As the Federal Reserve lowers interest rates, financial institutions face a critical challenge: consumers are increasingly shopping for more competitive rates, putting deposits at risk and threatening retention levels.
Institutions that have invested in developing strong consumer loyalty have less to worry about than those that have not. Today, we explore how loyalty programs can deepen relationships, activating bank and credit union loyalty that outlasts rate cycles.
The Threat to Bank and Credit Union Loyalty
With rates on the decline, institutions are at risk of losing deposits as savers look elsewhere for better returns.

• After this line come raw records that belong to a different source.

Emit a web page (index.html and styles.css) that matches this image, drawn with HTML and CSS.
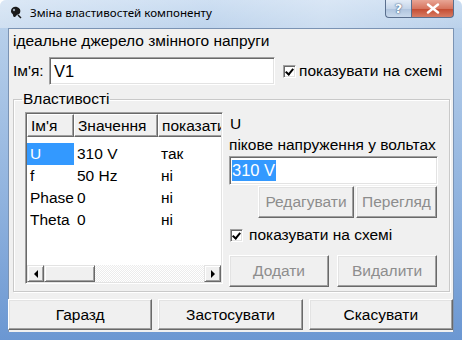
FILE: index.html
```html
<!DOCTYPE html>
<html lang="uk">
<head>
  <meta charset="UTF-8">
  <title>Зміна властивостей компоненту</title>
  <link rel="stylesheet" href="styles.css">
</head>
<body>

  <div class="window">
    <div class="titlebar">
      <svg class="app-icon" width="14" height="14" viewBox="0 0 14 14">
        <path d="M2 6 C2 3 5 1 8 2 C11 3 12 5 11 8 C10 10 8 9 7 11 C6 13 4 12 4 10 C4 8 2 9 2 6 Z" fill="#1a1a1a"/>
        <circle cx="5" cy="5" r="1.2" fill="#9aa6b4"/>
        <path d="M9 10 L12 13" stroke="#1a1a1a" stroke-width="1.5"/>
      </svg>
      <span class="title">Зміна властивостей компоненту</span>
      <div class="caption-buttons">
        <div class="cap-btn help">?</div>
        <div class="cap-btn close">
          <svg width="14" height="11" viewBox="0 0 14 11">
            <path d="M2 1.5 L12 9.5 M12 1.5 L2 9.5" stroke="#fff" stroke-width="2.4" stroke-linecap="round"/>
          </svg>
        </div>
      </div>
    </div>

    <div class="client">
      <div class="desc">ідеальне джерело змінного напруги</div>

      <div class="name-row">
        <span class="name-label">Ім'я:</span>
        <div class="field name-field">V1</div>
        <span class="check checked"></span>
        <span class="check-text">показувати на схемі</span>
      </div>

      <fieldset class="group">
        <legend>Властивості</legend>
        <div class="group-body">

          <div class="list">
            <div class="list-view">
              <div class="list-row list-head">
                <div class="cell col-name">Ім'я</div>
                <div class="cell col-value">Значення</div>
                <div class="cell col-show">показати</div>
              </div>
              <div class="list-rows">
                <div class="list-row">
                  <div class="cell col-name selected">U</div>
                  <div class="cell col-value">310 V</div>
                  <div class="cell col-show">так</div>
                </div>
                <div class="list-row">
                  <div class="cell col-name">f</div>
                  <div class="cell col-value">50 Hz</div>
                  <div class="cell col-show">ні</div>
                </div>
                <div class="list-row">
                  <div class="cell col-name">Phase</div>
                  <div class="cell col-value">0</div>
                  <div class="cell col-show">ні</div>
                </div>
                <div class="list-row">
                  <div class="cell col-name">Theta</div>
                  <div class="cell col-value">0</div>
                  <div class="cell col-show">ні</div>
                </div>
              </div>
            </div>
            <div class="hscroll">
              <div class="sb-btn"><span class="arrow-left"></span></div>
              <div class="sb-track">
                <div class="sb-thumb"></div>
              </div>
              <div class="sb-btn"><span class="arrow-right"></span></div>
            </div>
          </div>

          <div class="details">
            <div class="param-name">U</div>
            <div class="param-desc">пікове напруження у вольтах</div>
            <div class="field value-field"><span class="sel">310 V</span></div>
            <div class="btn-row edit-row">
              <button class="btn disabled edit-btn">Редагувати</button>
              <button class="btn disabled view-btn">Перегляд</button>
            </div>
            <div class="check-row">
              <span class="check checked"></span>
              <span class="check-text">показувати на схемі</span>
            </div>
            <div class="btn-row add-row">
              <button class="btn disabled wide">Додати</button>
              <button class="btn disabled wide">Видалити</button>
            </div>
          </div>

        </div>
      </fieldset>

      <div class="actions">
        <button class="btn main-btn">Гаразд</button>
        <button class="btn main-btn">Застосувати</button>
        <button class="btn main-btn">Скасувати</button>
      </div>
    </div>
  </div>

</body>
</html>
```

FILE: styles.css
```css
body {
  margin: 0;
  font-family: 'Liberation Sans', Arial, sans-serif;
  font-size: 15.5px;
  color: #000;
  background: #fff;
}

.window {
  width: 462px;
  height: 340px;
  box-sizing: border-box;
  background: linear-gradient(180deg, #c9dcf1 0px, #b7cfea 28px, #8fb2de 60%, #6b97d2 100%);
  border-radius: 6px 6px 0 0;
  display: flex;
  flex-direction: column;
}

/* title bar */
.titlebar {
  height: 28px;
  display: flex;
  align-items: flex-start;
  background: linear-gradient(100deg, rgba(255,255,255,0.35) 0%, rgba(255,255,255,0.1) 45%, rgba(255,255,255,0.3) 70%, rgba(255,255,255,0.05) 100%);
  border-radius: 6px 6px 0 0;
}

.app-icon {
  margin: 5px 0 0 9px;
}

.title {
  margin: 5px 0 0 7px;
  font-family: 'Noto Sans', sans-serif;
  font-size: 11.6px;
  line-height: 16px;
  color: #000;
}

.caption-buttons {
  margin-left: auto;
  margin-right: 8px;
  display: flex;
}

.cap-btn {
  height: 18px;
  display: flex;
  align-items: center;
  justify-content: center;
  border: 1px solid #5a6f8e;
  border-top: none;
  box-sizing: border-box;
}

.help {
  width: 26px;
  border-radius: 0 0 0 4px;
  border-right: none;
  background: linear-gradient(180deg, #e3ecf7 0%, #c5d5e9 50%, #aec3dd 51%, #c9d9ec 100%);
  color: #fff;
  font-family: 'DejaVu Sans', sans-serif;
  font-weight: bold;
  font-size: 13px;
  text-shadow: 0 0 2px #3c5a80, 0 0 1px #3c5a80;
}

.close {
  width: 43px;
  border-radius: 0 0 4px 0;
  background: linear-gradient(180deg, #e8a595 0%, #d7755f 50%, #c34a30 51%, #d87c64 100%);
}

/* client area */
.client {
  margin: 0 8px 8px 8px;
  flex: 1;
  background: #f0f0f0;
  border: 1px solid #7b93b3;
  border-bottom: none;
}

.desc {
  margin: 3px 0 0 4px;
  line-height: 18px;
}

.name-row {
  display: flex;
  align-items: center;
  margin: 7px 0 0 4px;
}

.name-label {
  width: 36px;
}

.field {
  box-sizing: border-box;
  background: #fff;
  border: 1px solid;
  border-color: #a0a0a0 #fff #fff #a0a0a0;
  box-shadow: inset 1px 1px #696969, inset -1px -1px #e3e3e3;
  font-size: 16.5px;
  display: flex;
  align-items: center;
}

.name-field {
  width: 226px;
  height: 28px;
  padding-left: 4px;
}

.check {
  flex: none;
  width: 13px;
  height: 13px;
  box-sizing: border-box;
  background: #fff;
  border: 1px solid;
  border-color: #a0a0a0 #fff #fff #a0a0a0;
  box-shadow: inset 1px 1px #696969, inset -1px -1px #e3e3e3;
  position: relative;
}

.check.checked::after {
  content: "";
  position: absolute;
  left: 3px;
  top: 1px;
  width: 3px;
  height: 6px;
  border: solid #000;
  border-width: 0 2px 2px 0;
  transform: rotate(40deg);
}

.name-row .check {
  margin-left: 8px;
}

.check-text {
  margin-left: 3px;
  white-space: nowrap;
}

/* properties group */
.group {
  margin: 5px 3px 0 4px;
  padding: 0;
  border: 1px solid #c9c9c9;
  box-shadow: inset 1px 1px #fff, 1px 1px #fff;
  height: 202px;
  box-sizing: border-box;
}

.group legend {
  margin-left: 8px;
  padding: 0 1px;
  line-height: 18px;
}

.group-body {
  display: flex;
  padding: 4px 0 0 11px;
}

/* list view */
.list {
  width: 198px;
  height: 172px;
  box-sizing: border-box;
  border: 1px solid;
  border-color: #a0a0a0 #fff #fff #a0a0a0;
  box-shadow: inset 1px 1px #696969, inset -1px -1px #e3e3e3;
  background: #fff;
  display: flex;
  flex-direction: column;
  padding: 1px;
}

.list-view {
  flex: 1;
  overflow: hidden;
}

.list-row {
  display: flex;
  height: 22px;
  white-space: nowrap;
}

.list-head {
  height: 23px;
  margin-bottom: 6px;
}

.list-head .cell {
  box-sizing: border-box;
  background: #f0f0f0;
  border: 1px solid;
  border-color: #fff #696969 #696969 #fff;
  box-shadow: inset -1px -1px #a0a0a0;
}

.cell {
  flex: none;
  display: flex;
  align-items: center;
  padding-left: 3px;
  box-sizing: border-box;
}

.col-name {
  width: 47px;
}

.col-value {
  width: 84px;
}

.col-show {
  width: 80px;
}

.selected {
  background: #3399ff;
  color: #fff;
}

.hscroll {
  height: 17px;
  display: flex;
}

.sb-btn {
  width: 17px;
  box-sizing: border-box;
  background: #f0f0f0;
  border: 1px solid;
  border-color: #e3e3e3 #696969 #696969 #e3e3e3;
  box-shadow: inset 1px 1px #fff, inset -1px -1px #a0a0a0;
  display: flex;
  align-items: center;
  justify-content: center;
}

.arrow-left {
  border-style: solid;
  border-width: 4px 4px 4px 0;
  border-color: transparent #000 transparent transparent;
}

.arrow-right {
  border-style: solid;
  border-width: 4px 0 4px 4px;
  border-color: transparent transparent transparent #000;
}

.sb-track {
  flex: 1;
  background: repeating-conic-gradient(#fff 0 25%, #ececec 0 50%) 0 0 / 2px 2px;
}

.sb-thumb {
  width: 51px;
  height: 100%;
  box-sizing: border-box;
  background: #f0f0f0;
  border: 1px solid;
  border-color: #e3e3e3 #696969 #696969 #e3e3e3;
  box-shadow: inset 1px 1px #fff, inset -1px -1px #a0a0a0;
}

/* details panel */
.details {
  width: 210px;
  margin-left: 6px;
  display: flex;
  flex-direction: column;
}

.param-name {
  margin: 3px 0 0 1px;
  line-height: 18px;
}

.param-desc {
  margin-top: 3px;
  line-height: 18px;
  white-space: nowrap;
}

.value-field {
  width: 209px;
  height: 29px;
  margin-top: 2px;
  padding-left: 2px;
}

.sel {
  background: #3399ff;
  color: #fff;
  line-height: 21px;
  padding-right: 1px;
}

.btn-row {
  display: flex;
  justify-content: flex-end;
}

.edit-row {
  gap: 2px;
  margin-top: 1px;
  padding-right: 2px;
}

.btn {
  font-family: 'Liberation Sans', Arial, sans-serif;
  font-size: 15.5px;
  background: #f0f0f0;
  color: #000;
  box-sizing: border-box;
  border: 1px solid;
  border-color: #fff #696969 #696969 #fff;
  box-shadow: inset -1px -1px #a0a0a0, inset 1px 1px #e3e3e3;
  padding: 0;
  white-space: nowrap;
}

.btn.disabled {
  color: #8d8d8d;
}

.edit-btn {
  width: 96px;
  height: 32px;
}

.view-btn {
  width: 81px;
  height: 32px;
}

.check-row {
  display: flex;
  align-items: center;
  margin-top: 8px;
  padding-left: 1px;
}

.check-row .check-text {
  margin-left: 6px;
}

.add-row {
  gap: 8px;
  justify-content: flex-start;
  margin-top: 11px;
}

.wide {
  width: 100px;
  height: 32px;
}

/* dialog buttons */
.actions {
  display: flex;
  gap: 6px;
  margin: 7px 0 0 -1px;
}

.main-btn {
  width: 145px;
  height: 31px;
}
```
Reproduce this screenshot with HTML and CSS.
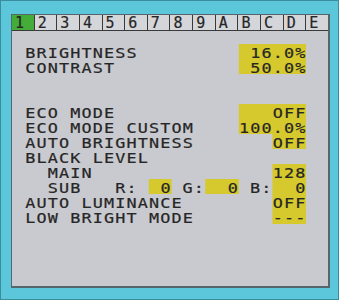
FILE: index.html
```html
<!DOCTYPE html>
<html>
<head>
<meta charset="utf-8">
<link rel="stylesheet" href="styles.css">
</head>
<body>
<div class="screen">
  <div class="osd">
    <div class="tabs">
      <span class="tab on">1</span><span class="tab">2</span><span class="tab">3</span><span class="tab">4</span><span class="tab">5</span><span class="tab">6</span><span class="tab">7</span><span class="tab">8</span><span class="tab">9</span><span class="tab">A</span><span class="tab">B</span><span class="tab">C</span><span class="tab">D</span><span class="tab">E</span>
    </div>
    <div class="menu">
      <div class="row"><span class="label">BRIGHTNESS</span><span class="val w6"><span>16.0%</span></span></div>
      <div class="row"><span class="label">CONTRAST</span><span class="val w6"><span>50.0%</span></span></div>
      <div class="row"></div>
      <div class="row"></div>
      <div class="row"><span class="label">ECO MODE</span><span class="val w6"><span>OFF</span></span></div>
      <div class="row"><span class="label">ECO MODE CUSTOM</span><span class="val w6"><span>100.0%</span></span></div>
      <div class="row"><span class="label">AUTO BRIGHTNESS</span><span class="val w3"><span>OFF</span></span></div>
      <div class="row"><span class="label">BLACK LEVEL</span></div>
      <div class="row"><span class="label sub">MAIN</span><span class="val w3"><span>128</span></span></div>
      <div class="row">
        <span class="label sub">SUB</span>
        <span class="key kr">R:</span><span class="val vr"><span>0</span></span>
        <span class="key kg">G:</span><span class="val vg"><span>0</span></span>
        <span class="key kb">B:</span><span class="val w3"><span>0</span></span>
      </div>
      <div class="row"><span class="label">AUTO LUMINANCE</span><span class="val w3"><span>OFF</span></span></div>
      <div class="row"><span class="label">LOW BRIGHT MODE</span><span class="val w3"><span>---</span></span></div>
    </div>
  </div>
</div>
</body>
</html>
```
FILE: styles.css
```css
html, body {
  margin: 0;
  padding: 0;
  background: #5cc6da;
}
.screen {
  width: 339px;
  height: 300px;
  box-sizing: border-box;
  background: #5cc6da;
  border: 1px solid #3b8c9c;
  padding: 13px 0 0 10px;
}
.osd {
  width: 319px;
  height: 274px;
  box-sizing: border-box;
  background: #c9cacf;
  border: 1px solid #55656c;
  border-right-width: 2px;
  border-bottom-width: 2px;
  font-family: "DejaVu Sans Mono", "Liberation Mono", monospace;
  font-size: 14px;
  color: #262626;
  -webkit-text-stroke: 0.2px #262626;
}
.tabs {
  display: flex;
  height: 16px;
  box-sizing: border-box;
  border-bottom: 1px solid #3a3a3a;
  background: #d5d6da;
  font-size: 15px;
}
.tab {
  flex: 1;
  border-right: 1px solid #3a3a3a;
  line-height: 16px;
  padding-left: 3px;
}
.tab:last-child {
  border-right: 0;
}
.tab.on {
  background: #44ad3a;
}
/* the OSD font is wide: lay the grid out at 1/1.2 width and stretch it */
.menu {
  width: 255px;
  box-sizing: border-box;
  padding: 13px 0 0 10.83px;
  transform: scaleX(1.2);
  transform-origin: 0 0;
  letter-spacing: 0.937px;
}
.row {
  display: grid;
  grid-template-columns: repeat(25, 9.367px);
  grid-template-rows: 15px;
  height: 15px;
  line-height: 12px;
  white-space: pre;
}
.row > span {
  grid-row: 1;
  padding-top: 3px;
  box-sizing: border-box;
}
.label {
  grid-column: 1 / 19;
  padding-left: 0.3px;
}
.label.sub {
  grid-column: 3 / 8;
}
.key {
  padding-left: 0.3px;
}
.kr { grid-column: 9 / 11; }
.kg { grid-column: 15 / 17; }
.kb { grid-column: 21 / 23; }
.val {
  background: #d6c92e;
  text-align: right;
}
.val > span {
  margin-right: -0.6px;
}
.val.w6 { grid-column: 20 / 26; }
.val.w3 { grid-column: 23 / 26; }
.val.vr { grid-column: 12 / 14; }
.val.vg { grid-column: 17 / 20; }
```
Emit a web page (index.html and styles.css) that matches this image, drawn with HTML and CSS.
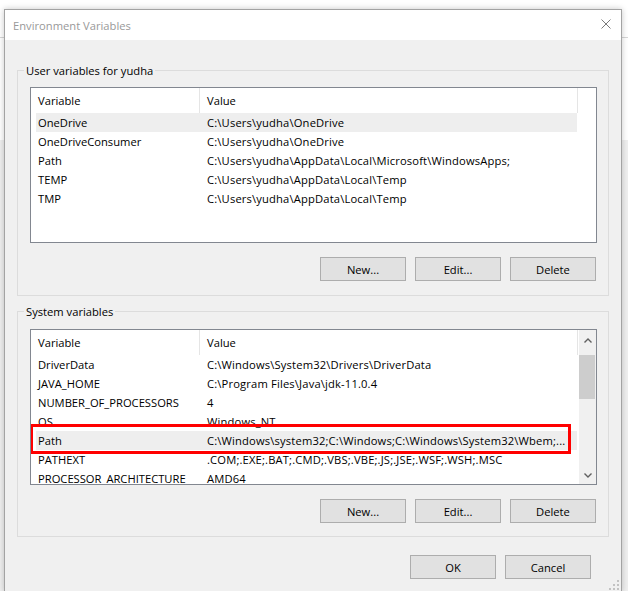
FILE: index.html
```html
<!DOCTYPE html>
<html>
<head>
<meta charset="utf-8">
<title>Environment Variables</title>
<link rel="stylesheet" href="styles.css">
</head>
<body>
<div class="desktop">
  <div class="dialog">
    <div class="titlebar">
      <span class="title">Environment Variables</span>
      <svg class="close" width="10" height="10" viewBox="0 0 10 10"><path d="M0.5 0.5L9.5 9.5M9.5 0.5L0.5 9.5" stroke="#7a7a7a" stroke-width="1" fill="none"/></svg>
    </div>
    <div class="content">
      <fieldset class="group user">
        <legend>User variables for yudha</legend>
        <div class="listview">
          <div class="lv-main">
            <div class="lv-header"><div class="hcol c1">Variable</div><div class="hcol c2">Value</div></div>
            <div class="lv-rows">
              <div class="row sel"><span class="c1">OneDrive</span><span class="c2">C:\Users\yudha\OneDrive</span></div>
              <div class="row"><span class="c1">OneDriveConsumer</span><span class="c2">C:\Users\yudha\OneDrive</span></div>
              <div class="row"><span class="c1">Path</span><span class="c2">C:\Users\yudha\AppData\Local\Microsoft\WindowsApps;</span></div>
              <div class="row"><span class="c1">TEMP</span><span class="c2">C:\Users\yudha\AppData\Local\Temp</span></div>
              <div class="row"><span class="c1">TMP</span><span class="c2">C:\Users\yudha\AppData\Local\Temp</span></div>
            </div>
          </div>
        </div>
        <div class="buttons"><button>New...</button><button>Edit...</button><button>Delete</button></div>
      </fieldset>
      <fieldset class="group sys">
        <legend>System variables</legend>
        <div class="listview">
          <div class="lv-main">
            <div class="lv-header"><div class="hcol c1">Variable</div><div class="hcol c2">Value</div></div>
            <div class="lv-rows">
              <div class="row"><span class="c1">DriverData</span><span class="c2">C:\Windows\System32\Drivers\DriverData</span></div>
              <div class="row"><span class="c1">JAVA_HOME</span><span class="c2">C:\Program Files\Java\jdk-11.0.4</span></div>
              <div class="row"><span class="c1">NUMBER_OF_PROCESSORS</span><span class="c2">4</span></div>
              <div class="row"><span class="c1">OS</span><span class="c2">Windows_NT</span></div>
              <div class="row sel"><span class="c1">Path</span><span class="c2">C:\Windows\system32;C:\Windows;C:\Windows\System32\Wbem;...</span></div>
              <div class="row"><span class="c1">PATHEXT</span><span class="c2">.COM;.EXE;.BAT;.CMD;.VBS;.VBE;.JS;.JSE;.WSF;.WSH;.MSC</span></div>
              <div class="row"><span class="c1">PROCESSOR_ARCHITECTURE</span><span class="c2">AMD64</span></div>
            </div>
          </div>
          <div class="scrollbar">
            <div class="sb-btn up"><svg width="8" height="5" viewBox="0 0 8 5"><path d="M0.5 4.5L4 1L7.5 4.5" stroke="#606060" stroke-width="1.4" fill="none"/></svg></div>
            <div class="sb-track">
              <div class="sb-thumb"></div>
            </div>
            <div class="sb-btn down"><svg width="8" height="5" viewBox="0 0 8 5"><path d="M0.5 0.5L4 4L7.5 0.5" stroke="#606060" stroke-width="1.4" fill="none"/></svg></div>
          </div>
          <div class="mark"></div>
        </div>
        <div class="buttons"><button>New...</button><button>Edit...</button><button>Delete</button></div>
      </fieldset>
      <div class="footer"><button>OK</button><button>Cancel</button></div>
    </div>
    <svg class="grip" width="10" height="10" viewBox="0 0 10 10">
      <rect x="8" y="0" width="2" height="2" fill="#c2c2c2"/>
      <rect x="8" y="4" width="2" height="2" fill="#c2c2c2"/>
      <rect x="4" y="4" width="2" height="2" fill="#c2c2c2"/>
      <rect x="8" y="8" width="2" height="2" fill="#c2c2c2"/>
      <rect x="4" y="8" width="2" height="2" fill="#c2c2c2"/>
      <rect x="0" y="8" width="2" height="2" fill="#c2c2c2"/>
    </svg>
  </div>
</div>
</body>
</html>
```
FILE: styles.css
```css
* { box-sizing: border-box; }
html, body { margin: 0; padding: 0; }
body {
  width: 628px;
  height: 591px;
  overflow: hidden;
  font-family: "Open Sans", "Noto Sans", sans-serif;
  font-size: 11.2px;
  color: #000;
  background: #fff;
}
.desktop {
  height: 591px;
  padding: 9px 0 0 4px;
  background: linear-gradient(to bottom, #fff 0, #fff 37px, #d6d6d6 37px, #d6d6d6 38px, #fff 38px, #fff 140px, #efefef 140px);
}
.dialog {
  position: relative;
  width: 618px;
  height: 583px;
  border: 1px solid #a3a3a3;
  background: #f0f0f0;
  box-shadow: 0 0 6px rgba(0, 0, 0, 0.22);
}
.titlebar {
  height: 30px;
  background: #fff;
  display: flex;
  align-items: center;
  justify-content: space-between;
  padding: 0 10px 0 8px;
}
.title { color: #999; line-height: 15px; }
.close { margin-bottom: 2px; }
.content { padding: 23px 12px 0; }
.group {
  margin: 0;
  min-width: 0;
  border: 1px solid #dcdcdc;
  padding: 9px 11px 14px 12px;
}
.group legend {
  padding: 0 2px;
  margin-left: -6px;
  line-height: 15px;
}
.group.sys {
  margin-top: 8px;
  padding-top: 10px;
  padding-bottom: 13px;
}
.listview {
  position: relative;
  width: 567px;
  height: 156px;
  border: 1px solid #828790;
  background: #fff;
  display: flex;
  overflow: hidden;
}
.lv-main { flex: 1; min-width: 0; overflow: hidden; }
.lv-header { display: flex; height: 25px; }
.hcol {
  display: flex;
  align-items: center;
  padding-left: 7px;
  border-right: 1px solid #e5e5e5;
}
.hcol.c1 { width: 169px; }
.hcol.c2 { width: 378px; }
.lv-rows { margin-left: 5px; width: 541px; }
.row {
  display: flex;
  align-items: center;
  height: 19px;
  white-space: nowrap;
}
.row.sel { background: #eeeeee; }
.row .c1 { width: 163px; padding-left: 2px; flex: none; }
.row .c2 { flex: 1; padding-left: 8px; overflow: hidden; letter-spacing: 0.16px; }
.scrollbar {
  width: 17px;
  flex: none;
  background: #f0f0f0;
  display: flex;
  flex-direction: column;
}
.sb-btn {
  height: 17px;
  display: flex;
  justify-content: center;
  align-items: center;
}
.sb-btn.up { padding-top: 3px; }
.sb-btn svg { display: block; }
.sb-track { flex: 1; padding-top: 8px; }
.sb-thumb { width: 16px; height: 44px; background: #cdcdcd; }
.mark {
  position: absolute;
  left: -1px;
  top: 94px;
  width: 541px;
  height: 30px;
  border: 3px solid #ff0000;
}
.buttons {
  display: flex;
  justify-content: flex-end;
  gap: 9px;
  margin-top: 14px;
  padding-right: 1px;
}
button {
  width: 86px;
  height: 24px;
  padding: 0;
  margin: 0;
  font: inherit;
  color: #000;
  background: #e1e1e1;
  border: 1px solid #adadad;
  border-radius: 0;
}
.footer {
  display: flex;
  justify-content: flex-end;
  gap: 9px;
  margin-top: 18px;
  padding-right: 18px;
}
.grip {
  position: absolute;
  right: 2px;
  bottom: 1px;
}
```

The Financial Brand1 reports that $2.5 trillion in time deposits will mature in Q1 of 2025. Now, consumers who may have been content to leave their money in savings accounts or CDs during a period of higher rates are motivated to move their funds in search of the best offer.
This creates a significant pain point: how do you stop consumers from walking out the door when another institution offers a slightly better rate?
The answer? A strategic loyalty program that provides relevant rewards, diverse redemption opportunities, and boosts cross-selling opportunities.
Cross-sell Products With an Enterprise Engagement Loyalty Strategy
An effective loyalty strategy incentivizes and rewards consumers for using products and services other than credit and debit cards.
By rewarding consumers for exploring various financial products—like mortgage loans, auto loans, and investment accounts—you transform your institution into a go-to financial partner. This “stickiness” means consumers are less likely to jump ship for slightly better rates as they recognize the value of a holistic relationship with you.
With loyalty rewards that genuinely resonate, you create compelling reasons for consumers to stay, grounded in trust, convenience, and personalized service. This approach maintains deposits, elevates consumer lifetime value, and minimizes churn, ensuring you remain a stable and trusted choice even as interest rates shift.
Personalized Credit and Debit Card Rewards
Offering relevant and personalized credit and debit rewards is a powerful way to retain consumers during rate fluctuations. A well-structured loyalty program enhances the consumer experience with diverse redemption options, from point-of-sale redemptions to unique travel experiences. When consumers can easily earn points through everyday transactions, they feel more connected to your institution.
Personalization is crucial; tailored rewards that reflect individual financial journeys foster loyalty and deepen emotional bonds with your brand. By focusing on engaging rewards, banks and credit unions can create compelling reasons for consumers to stay loyal, ensuring your institution remains their trusted financial partner, no matter the market conditions.
In low-rate environments, financial institutions must prioritize loyalty rewards to deepen relationships and enhance retention. By implementing a holistic loyalty program that rewards consumers for their engagement and retention, you create a lasting connection that withstands rate fluctuations. Embrace this strategy to ensure your institution remains the trusted choice for your consumers, no matter the market conditions.